From the entries below, list each line with "this".

[Available data]
= = = =

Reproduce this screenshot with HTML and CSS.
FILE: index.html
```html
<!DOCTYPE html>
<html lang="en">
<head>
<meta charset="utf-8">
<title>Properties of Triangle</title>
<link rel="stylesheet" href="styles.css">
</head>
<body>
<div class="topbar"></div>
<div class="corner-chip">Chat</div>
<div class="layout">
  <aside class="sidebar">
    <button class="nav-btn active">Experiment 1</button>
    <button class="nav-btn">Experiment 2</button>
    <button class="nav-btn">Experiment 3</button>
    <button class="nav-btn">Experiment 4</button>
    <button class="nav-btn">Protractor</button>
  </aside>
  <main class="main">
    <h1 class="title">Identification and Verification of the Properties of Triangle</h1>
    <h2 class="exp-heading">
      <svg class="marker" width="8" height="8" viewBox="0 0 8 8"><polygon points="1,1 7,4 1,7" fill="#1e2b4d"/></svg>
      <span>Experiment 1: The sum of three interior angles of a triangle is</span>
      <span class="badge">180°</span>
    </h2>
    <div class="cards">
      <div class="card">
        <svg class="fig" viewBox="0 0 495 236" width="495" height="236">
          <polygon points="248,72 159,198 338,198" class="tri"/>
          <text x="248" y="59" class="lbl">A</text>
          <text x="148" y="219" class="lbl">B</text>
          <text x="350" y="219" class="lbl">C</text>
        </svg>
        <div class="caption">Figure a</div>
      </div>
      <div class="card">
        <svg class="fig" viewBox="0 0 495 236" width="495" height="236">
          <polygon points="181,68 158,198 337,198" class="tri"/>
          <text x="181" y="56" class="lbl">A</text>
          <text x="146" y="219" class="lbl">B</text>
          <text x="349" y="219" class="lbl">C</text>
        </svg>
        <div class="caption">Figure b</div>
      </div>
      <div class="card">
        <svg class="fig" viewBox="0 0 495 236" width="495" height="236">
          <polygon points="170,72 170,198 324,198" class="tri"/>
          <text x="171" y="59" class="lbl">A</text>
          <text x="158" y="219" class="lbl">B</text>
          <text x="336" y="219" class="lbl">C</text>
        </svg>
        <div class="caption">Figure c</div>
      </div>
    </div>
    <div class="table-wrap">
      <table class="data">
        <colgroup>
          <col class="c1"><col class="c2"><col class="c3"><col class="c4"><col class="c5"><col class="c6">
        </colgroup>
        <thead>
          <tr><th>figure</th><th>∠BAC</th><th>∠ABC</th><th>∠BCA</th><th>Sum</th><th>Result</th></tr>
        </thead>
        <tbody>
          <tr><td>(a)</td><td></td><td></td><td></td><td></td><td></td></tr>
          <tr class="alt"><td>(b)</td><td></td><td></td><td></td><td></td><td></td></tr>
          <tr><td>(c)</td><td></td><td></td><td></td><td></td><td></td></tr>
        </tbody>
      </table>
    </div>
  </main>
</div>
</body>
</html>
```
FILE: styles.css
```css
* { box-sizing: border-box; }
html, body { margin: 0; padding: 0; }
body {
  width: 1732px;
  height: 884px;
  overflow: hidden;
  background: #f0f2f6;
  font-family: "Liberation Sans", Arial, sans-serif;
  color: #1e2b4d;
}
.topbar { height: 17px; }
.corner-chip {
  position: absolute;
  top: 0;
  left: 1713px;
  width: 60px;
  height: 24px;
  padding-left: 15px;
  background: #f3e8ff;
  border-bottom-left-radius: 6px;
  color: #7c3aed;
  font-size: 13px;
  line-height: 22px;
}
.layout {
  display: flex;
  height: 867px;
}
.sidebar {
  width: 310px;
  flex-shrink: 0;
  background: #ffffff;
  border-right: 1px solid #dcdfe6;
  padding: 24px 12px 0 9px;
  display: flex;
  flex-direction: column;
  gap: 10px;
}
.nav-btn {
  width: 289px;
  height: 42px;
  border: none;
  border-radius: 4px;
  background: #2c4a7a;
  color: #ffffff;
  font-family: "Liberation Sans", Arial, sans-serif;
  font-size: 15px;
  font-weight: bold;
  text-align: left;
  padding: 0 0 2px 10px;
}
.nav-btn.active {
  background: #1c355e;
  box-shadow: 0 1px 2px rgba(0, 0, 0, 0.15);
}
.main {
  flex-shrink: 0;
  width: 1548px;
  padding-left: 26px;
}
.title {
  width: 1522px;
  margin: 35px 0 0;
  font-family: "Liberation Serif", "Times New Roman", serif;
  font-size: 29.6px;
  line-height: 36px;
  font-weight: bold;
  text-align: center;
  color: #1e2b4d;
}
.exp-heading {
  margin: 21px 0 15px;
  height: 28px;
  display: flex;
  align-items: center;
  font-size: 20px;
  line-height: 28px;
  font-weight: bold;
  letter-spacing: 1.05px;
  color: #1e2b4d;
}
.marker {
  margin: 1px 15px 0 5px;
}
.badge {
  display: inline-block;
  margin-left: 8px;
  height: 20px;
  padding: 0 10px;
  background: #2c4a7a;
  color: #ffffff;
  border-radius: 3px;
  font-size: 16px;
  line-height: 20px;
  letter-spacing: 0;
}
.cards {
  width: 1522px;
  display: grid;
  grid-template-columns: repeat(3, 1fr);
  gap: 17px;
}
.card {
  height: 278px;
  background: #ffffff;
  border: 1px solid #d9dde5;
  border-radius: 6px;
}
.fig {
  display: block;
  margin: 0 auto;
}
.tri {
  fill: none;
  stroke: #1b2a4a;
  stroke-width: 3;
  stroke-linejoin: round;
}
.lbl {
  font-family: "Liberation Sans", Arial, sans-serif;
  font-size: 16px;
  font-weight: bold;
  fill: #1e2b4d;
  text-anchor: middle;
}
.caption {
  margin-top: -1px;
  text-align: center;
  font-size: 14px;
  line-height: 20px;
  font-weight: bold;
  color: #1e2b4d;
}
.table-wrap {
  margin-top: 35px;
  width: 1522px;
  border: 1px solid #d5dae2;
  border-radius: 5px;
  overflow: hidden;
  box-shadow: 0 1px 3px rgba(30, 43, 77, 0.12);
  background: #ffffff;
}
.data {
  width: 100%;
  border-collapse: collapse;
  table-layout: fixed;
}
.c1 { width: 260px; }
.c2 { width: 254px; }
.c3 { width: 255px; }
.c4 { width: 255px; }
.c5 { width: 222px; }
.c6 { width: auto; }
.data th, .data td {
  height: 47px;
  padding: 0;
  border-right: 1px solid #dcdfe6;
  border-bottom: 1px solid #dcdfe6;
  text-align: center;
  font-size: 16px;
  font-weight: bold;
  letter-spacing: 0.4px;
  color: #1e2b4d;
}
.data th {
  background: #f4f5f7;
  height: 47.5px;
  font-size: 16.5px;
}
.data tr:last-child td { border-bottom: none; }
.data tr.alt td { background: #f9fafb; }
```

= = = =

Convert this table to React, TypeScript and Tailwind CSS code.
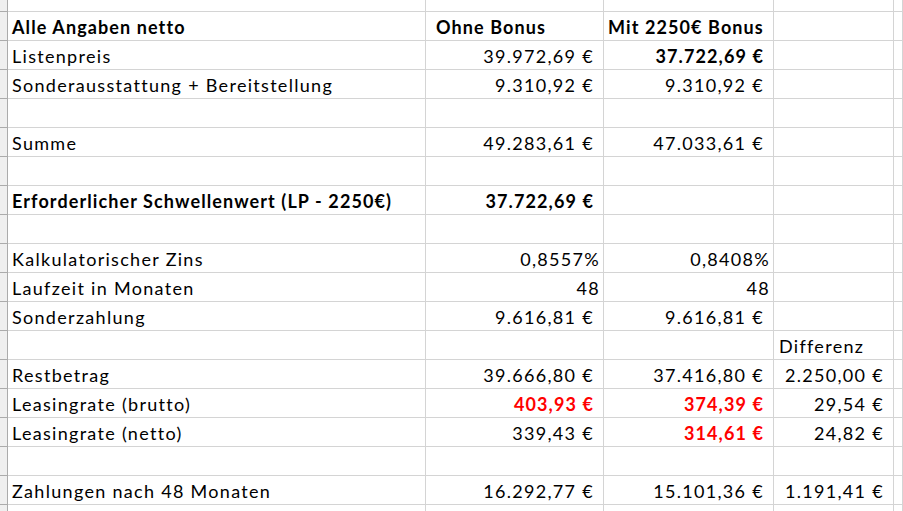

= = = =

[Written solution]
Reproduce this screenshot with HTML and CSS.
Convert this table to React, TypeScript and Tailwind CSS code.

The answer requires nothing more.